For a few thousand dollars a month, I wouldn’t mind living in the Facebook-Walmart-Doritos house. Actually, for that matter, if Obama is so intent on raising money from corporations, he might as well write a bill that allows them to pay voluntarily - in return for advertising space. Like on the NASCAR-Chick-Fil-A Space Shuttle. When this visionary idea becomes reality, remember it was from me, ohai.

It won’t work on all houses. Some gated communities with homeowner association rules won’t allow something like this.

But for a few thousand a month, I would go ahead on the advertising and then rent out the place. Maximize my income stream hah

That’s the implicit problem - regulations prevent companies from advertising everywhere. The same regulations prevent space owners (like homeowners) from earning money from willing corporate advertisers. I would argue that we could reduce deadweight loss by loosening these regulations.

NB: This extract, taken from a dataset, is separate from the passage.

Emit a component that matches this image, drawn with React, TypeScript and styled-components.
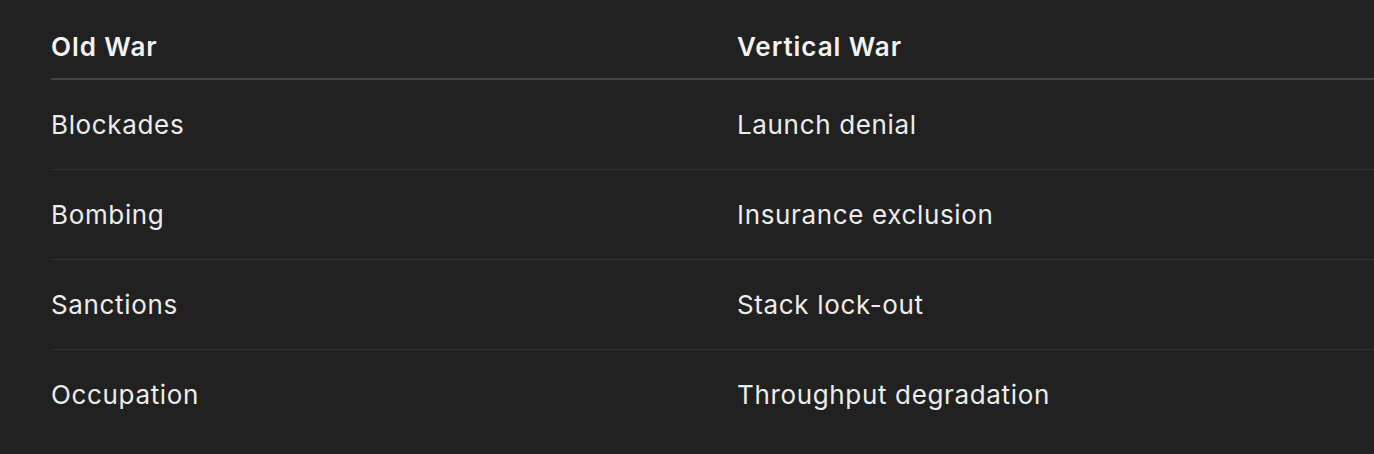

^ I think part of the problem is that if you got a few houses on your street with ads up the wazoo, your home value will certainly be hit. So to prevent a FFA race to the bottom dollar, let’s just restrict it al together

Well… housing is just one example. There isn’t a similar downside to say, stamping a Nike logo on the space shuttle.

Not sure if it’s an urban legend or not but I once heard that the KO proposed putting a red light on the moon as advertising for its product. Apparently, the idea was that it could be seen everywhere on earth (at night) and people would associate the red color with the brand.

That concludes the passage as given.